_Material_
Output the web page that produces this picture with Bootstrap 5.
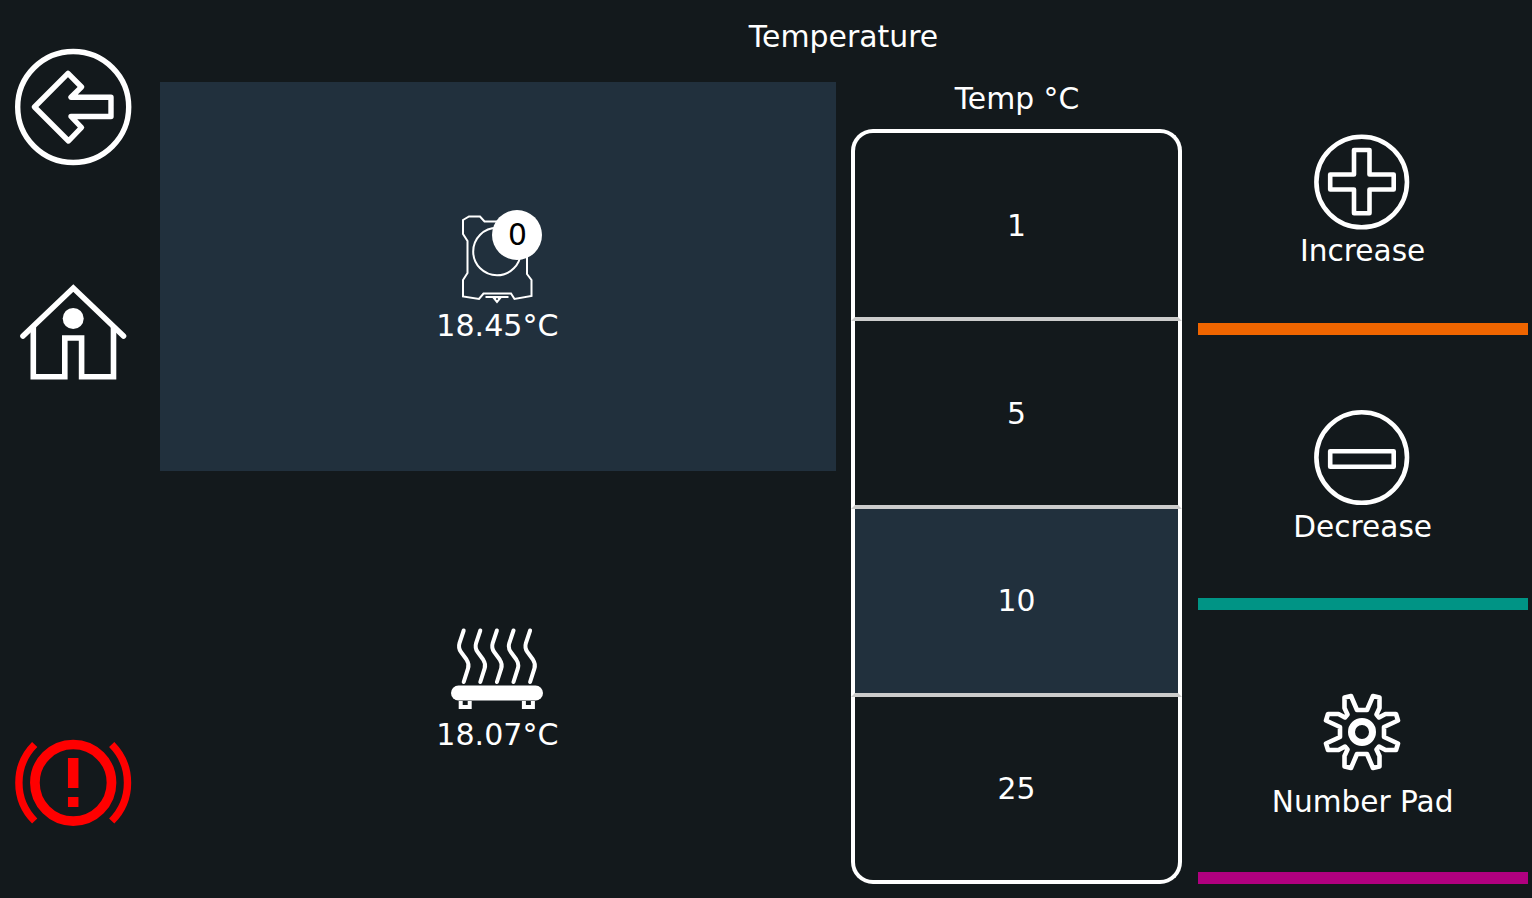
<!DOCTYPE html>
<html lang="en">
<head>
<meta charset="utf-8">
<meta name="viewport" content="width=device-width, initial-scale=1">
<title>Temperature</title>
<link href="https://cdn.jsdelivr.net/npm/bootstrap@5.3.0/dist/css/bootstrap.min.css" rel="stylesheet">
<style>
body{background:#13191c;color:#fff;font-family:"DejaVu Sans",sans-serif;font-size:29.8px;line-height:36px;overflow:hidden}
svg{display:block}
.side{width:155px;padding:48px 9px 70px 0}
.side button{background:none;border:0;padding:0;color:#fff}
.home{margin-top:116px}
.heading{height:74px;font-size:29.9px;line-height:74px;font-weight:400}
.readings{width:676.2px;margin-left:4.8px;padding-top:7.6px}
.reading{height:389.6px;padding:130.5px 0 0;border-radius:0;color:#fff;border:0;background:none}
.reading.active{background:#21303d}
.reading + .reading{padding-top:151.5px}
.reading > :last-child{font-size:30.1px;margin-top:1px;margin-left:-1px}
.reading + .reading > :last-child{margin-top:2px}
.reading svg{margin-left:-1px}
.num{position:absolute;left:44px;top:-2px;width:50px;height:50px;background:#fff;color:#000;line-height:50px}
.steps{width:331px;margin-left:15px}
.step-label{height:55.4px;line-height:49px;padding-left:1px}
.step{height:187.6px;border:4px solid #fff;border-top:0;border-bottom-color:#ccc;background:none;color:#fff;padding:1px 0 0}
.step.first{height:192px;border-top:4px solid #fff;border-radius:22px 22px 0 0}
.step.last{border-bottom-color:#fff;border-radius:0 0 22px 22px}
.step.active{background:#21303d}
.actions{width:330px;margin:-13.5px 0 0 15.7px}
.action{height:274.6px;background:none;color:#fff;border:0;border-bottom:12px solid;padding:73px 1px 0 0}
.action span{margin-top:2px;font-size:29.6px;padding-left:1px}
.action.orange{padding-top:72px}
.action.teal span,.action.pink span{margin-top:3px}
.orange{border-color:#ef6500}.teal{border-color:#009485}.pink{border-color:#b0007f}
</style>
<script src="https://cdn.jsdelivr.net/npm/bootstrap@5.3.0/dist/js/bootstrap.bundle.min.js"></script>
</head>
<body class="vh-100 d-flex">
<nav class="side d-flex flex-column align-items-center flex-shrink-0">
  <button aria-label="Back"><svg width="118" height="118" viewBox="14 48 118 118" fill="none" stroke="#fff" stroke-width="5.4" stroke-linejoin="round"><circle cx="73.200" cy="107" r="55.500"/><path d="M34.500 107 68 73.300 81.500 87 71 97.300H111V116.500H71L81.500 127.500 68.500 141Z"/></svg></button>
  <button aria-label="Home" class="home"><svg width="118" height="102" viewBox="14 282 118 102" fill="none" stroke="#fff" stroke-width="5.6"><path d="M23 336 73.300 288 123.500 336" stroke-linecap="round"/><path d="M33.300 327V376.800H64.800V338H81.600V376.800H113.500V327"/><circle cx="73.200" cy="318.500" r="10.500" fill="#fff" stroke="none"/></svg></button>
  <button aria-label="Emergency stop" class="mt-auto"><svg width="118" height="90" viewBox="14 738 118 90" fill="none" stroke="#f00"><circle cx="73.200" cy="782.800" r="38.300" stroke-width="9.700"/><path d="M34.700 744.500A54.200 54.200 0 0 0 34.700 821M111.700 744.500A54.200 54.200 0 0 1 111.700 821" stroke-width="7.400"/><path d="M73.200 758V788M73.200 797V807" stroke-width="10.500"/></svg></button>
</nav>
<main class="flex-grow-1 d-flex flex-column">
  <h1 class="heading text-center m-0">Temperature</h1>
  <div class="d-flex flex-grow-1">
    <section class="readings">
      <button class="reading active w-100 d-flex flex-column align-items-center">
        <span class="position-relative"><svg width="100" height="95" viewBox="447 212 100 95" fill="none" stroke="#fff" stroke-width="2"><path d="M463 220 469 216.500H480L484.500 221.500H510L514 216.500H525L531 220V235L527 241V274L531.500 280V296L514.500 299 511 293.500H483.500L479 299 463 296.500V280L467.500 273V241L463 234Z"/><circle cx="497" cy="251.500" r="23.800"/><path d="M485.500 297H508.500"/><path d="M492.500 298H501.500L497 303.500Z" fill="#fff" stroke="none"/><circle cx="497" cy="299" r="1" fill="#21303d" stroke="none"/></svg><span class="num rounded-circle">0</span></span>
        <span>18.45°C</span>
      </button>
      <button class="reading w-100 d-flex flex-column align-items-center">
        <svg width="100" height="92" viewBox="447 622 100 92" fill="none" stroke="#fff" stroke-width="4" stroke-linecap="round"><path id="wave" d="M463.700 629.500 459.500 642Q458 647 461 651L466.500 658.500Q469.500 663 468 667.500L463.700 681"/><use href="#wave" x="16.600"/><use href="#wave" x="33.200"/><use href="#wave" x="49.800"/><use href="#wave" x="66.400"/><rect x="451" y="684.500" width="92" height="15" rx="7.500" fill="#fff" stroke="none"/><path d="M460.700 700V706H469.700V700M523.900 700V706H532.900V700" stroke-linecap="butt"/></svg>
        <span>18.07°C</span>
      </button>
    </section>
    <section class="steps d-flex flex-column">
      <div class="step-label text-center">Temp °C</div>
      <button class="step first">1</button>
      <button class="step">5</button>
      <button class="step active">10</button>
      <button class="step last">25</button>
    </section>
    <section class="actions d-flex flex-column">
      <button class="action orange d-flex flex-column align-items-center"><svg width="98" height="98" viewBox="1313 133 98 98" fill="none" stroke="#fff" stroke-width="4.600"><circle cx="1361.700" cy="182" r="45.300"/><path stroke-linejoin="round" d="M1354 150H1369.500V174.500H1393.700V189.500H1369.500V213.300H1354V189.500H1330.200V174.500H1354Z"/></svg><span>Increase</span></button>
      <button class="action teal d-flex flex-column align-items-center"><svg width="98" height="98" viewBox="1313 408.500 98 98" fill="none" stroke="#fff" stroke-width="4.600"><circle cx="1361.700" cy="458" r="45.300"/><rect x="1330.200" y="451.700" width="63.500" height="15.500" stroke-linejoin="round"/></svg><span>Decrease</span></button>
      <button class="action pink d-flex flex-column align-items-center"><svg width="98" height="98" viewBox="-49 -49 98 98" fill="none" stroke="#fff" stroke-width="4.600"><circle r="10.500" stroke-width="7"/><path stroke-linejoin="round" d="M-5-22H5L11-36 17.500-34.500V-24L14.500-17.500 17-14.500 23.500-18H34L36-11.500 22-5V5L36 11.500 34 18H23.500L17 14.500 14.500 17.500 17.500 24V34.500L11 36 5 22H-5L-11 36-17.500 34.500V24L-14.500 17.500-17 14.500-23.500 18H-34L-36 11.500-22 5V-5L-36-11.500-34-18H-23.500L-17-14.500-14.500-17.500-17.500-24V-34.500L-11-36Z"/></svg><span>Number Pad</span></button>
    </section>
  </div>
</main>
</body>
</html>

_Aim_
Images in the data above are to be skipped. Retype all other material exactly.

_Answer in full_
Output the web page that produces this picture with Bootstrap 5.
<!DOCTYPE html>
<html lang="en">
<head>
<meta charset="utf-8">
<meta name="viewport" content="width=device-width, initial-scale=1">
<title>Temperature</title>
<link href="https://cdn.jsdelivr.net/npm/bootstrap@5.3.0/dist/css/bootstrap.min.css" rel="stylesheet">
<style>
body{background:#13191c;color:#fff;font-family:"DejaVu Sans",sans-serif;font-size:29.8px;line-height:36px;overflow:hidden}
svg{display:block}
.side{width:155px;padding:48px 9px 70px 0}
.side button{background:none;border:0;padding:0;color:#fff}
.home{margin-top:116px}
.heading{height:74px;font-size:29.9px;line-height:74px;font-weight:400}
.readings{width:676.2px;margin-left:4.8px;padding-top:7.6px}
.reading{height:389.6px;padding:130.5px 0 0;border-radius:0;color:#fff;border:0;background:none}
.reading.active{background:#21303d}
.reading + .reading{padding-top:151.5px}
.reading > :last-child{font-size:30.1px;margin-top:1px;margin-left:-1px}
.reading + .reading > :last-child{margin-top:2px}
.reading svg{margin-left:-1px}
.num{position:absolute;left:44px;top:-2px;width:50px;height:50px;background:#fff;color:#000;line-height:50px}
.steps{width:331px;margin-left:15px}
.step-label{height:55.4px;line-height:49px;padding-left:1px}
.step{height:187.6px;border:4px solid #fff;border-top:0;border-bottom-color:#ccc;background:none;color:#fff;padding:1px 0 0}
.step.first{height:192px;border-top:4px solid #fff;border-radius:22px 22px 0 0}
.step.last{border-bottom-color:#fff;border-radius:0 0 22px 22px}
.step.active{background:#21303d}
.actions{width:330px;margin:-13.5px 0 0 15.7px}
.action{height:274.6px;background:none;color:#fff;border:0;border-bottom:12px solid;padding:73px 1px 0 0}
.action span{margin-top:2px;font-size:29.6px;padding-left:1px}
.action.orange{padding-top:72px}
.action.teal span,.action.pink span{margin-top:3px}
.orange{border-color:#ef6500}.teal{border-color:#009485}.pink{border-color:#b0007f}
</style>
<script src="https://cdn.jsdelivr.net/npm/bootstrap@5.3.0/dist/js/bootstrap.bundle.min.js"></script>
</head>
<body class="vh-100 d-flex">
<nav class="side d-flex flex-column align-items-center flex-shrink-0">
  <button aria-label="Back"><svg width="118" height="118" viewBox="14 48 118 118" fill="none" stroke="#fff" stroke-width="5.4" stroke-linejoin="round"><circle cx="73.200" cy="107" r="55.500"/><path d="M34.500 107 68 73.300 81.500 87 71 97.300H111V116.500H71L81.500 127.500 68.500 141Z"/></svg></button>
  <button aria-label="Home" class="home"><svg width="118" height="102" viewBox="14 282 118 102" fill="none" stroke="#fff" stroke-width="5.6"><path d="M23 336 73.300 288 123.500 336" stroke-linecap="round"/><path d="M33.300 327V376.800H64.800V338H81.600V376.800H113.500V327"/><circle cx="73.200" cy="318.500" r="10.500" fill="#fff" stroke="none"/></svg></button>
  <button aria-label="Emergency stop" class="mt-auto"><svg width="118" height="90" viewBox="14 738 118 90" fill="none" stroke="#f00"><circle cx="73.200" cy="782.800" r="38.300" stroke-width="9.700"/><path d="M34.700 744.500A54.200 54.200 0 0 0 34.700 821M111.700 744.500A54.200 54.200 0 0 1 111.700 821" stroke-width="7.400"/><path d="M73.200 758V788M73.200 797V807" stroke-width="10.500"/></svg></button>
</nav>
<main class="flex-grow-1 d-flex flex-column">
  <h1 class="heading text-center m-0">Temperature</h1>
  <div class="d-flex flex-grow-1">
    <section class="readings">
      <button class="reading active w-100 d-flex flex-column align-items-center">
        <span class="position-relative"><svg width="100" height="95" viewBox="447 212 100 95" fill="none" stroke="#fff" stroke-width="2"><path d="M463 220 469 216.500H480L484.500 221.500H510L514 216.500H525L531 220V235L527 241V274L531.500 280V296L514.500 299 511 293.500H483.500L479 299 463 296.500V280L467.500 273V241L463 234Z"/><circle cx="497" cy="251.500" r="23.800"/><path d="M485.500 297H508.500"/><path d="M492.500 298H501.500L497 303.500Z" fill="#fff" stroke="none"/><circle cx="497" cy="299" r="1" fill="#21303d" stroke="none"/></svg><span class="num rounded-circle">0</span></span>
        <span>18.45°C</span>
      </button>
      <button class="reading w-100 d-flex flex-column align-items-center">
        <svg width="100" height="92" viewBox="447 622 100 92" fill="none" stroke="#fff" stroke-width="4" stroke-linecap="round"><path id="wave" d="M463.700 629.500 459.500 642Q458 647 461 651L466.500 658.500Q469.500 663 468 667.500L463.700 681"/><use href="#wave" x="16.600"/><use href="#wave" x="33.200"/><use href="#wave" x="49.800"/><use href="#wave" x="66.400"/><rect x="451" y="684.500" width="92" height="15" rx="7.500" fill="#fff" stroke="none"/><path d="M460.700 700V706H469.700V700M523.900 700V706H532.900V700" stroke-linecap="butt"/></svg>
        <span>18.07°C</span>
      </button>
    </section>
    <section class="steps d-flex flex-column">
      <div class="step-label text-center">Temp °C</div>
      <button class="step first">1</button>
      <button class="step">5</button>
      <button class="step active">10</button>
      <button class="step last">25</button>
    </section>
    <section class="actions d-flex flex-column">
      <button class="action orange d-flex flex-column align-items-center"><svg width="98" height="98" viewBox="1313 133 98 98" fill="none" stroke="#fff" stroke-width="4.600"><circle cx="1361.700" cy="182" r="45.300"/><path stroke-linejoin="round" d="M1354 150H1369.500V174.500H1393.700V189.500H1369.500V213.300H1354V189.500H1330.200V174.500H1354Z"/></svg><span>Increase</span></button>
      <button class="action teal d-flex flex-column align-items-center"><svg width="98" height="98" viewBox="1313 408.500 98 98" fill="none" stroke="#fff" stroke-width="4.600"><circle cx="1361.700" cy="458" r="45.300"/><rect x="1330.200" y="451.700" width="63.500" height="15.500" stroke-linejoin="round"/></svg><span>Decrease</span></button>
      <button class="action pink d-flex flex-column align-items-center"><svg width="98" height="98" viewBox="-49 -49 98 98" fill="none" stroke="#fff" stroke-width="4.600"><circle r="10.500" stroke-width="7"/><path stroke-linejoin="round" d="M-5-22H5L11-36 17.500-34.500V-24L14.500-17.500 17-14.500 23.500-18H34L36-11.500 22-5V5L36 11.500 34 18H23.500L17 14.500 14.500 17.500 17.500 24V34.500L11 36 5 22H-5L-11 36-17.500 34.500V24L-14.500 17.500-17 14.500-23.500 18H-34L-36 11.500-22 5V-5L-36-11.500-34-18H-23.500L-17-14.500-14.500-17.500-17.500-24V-34.500L-11-36Z"/></svg><span>Number Pad</span></button>
    </section>
  </div>
</main>
</body>
</html>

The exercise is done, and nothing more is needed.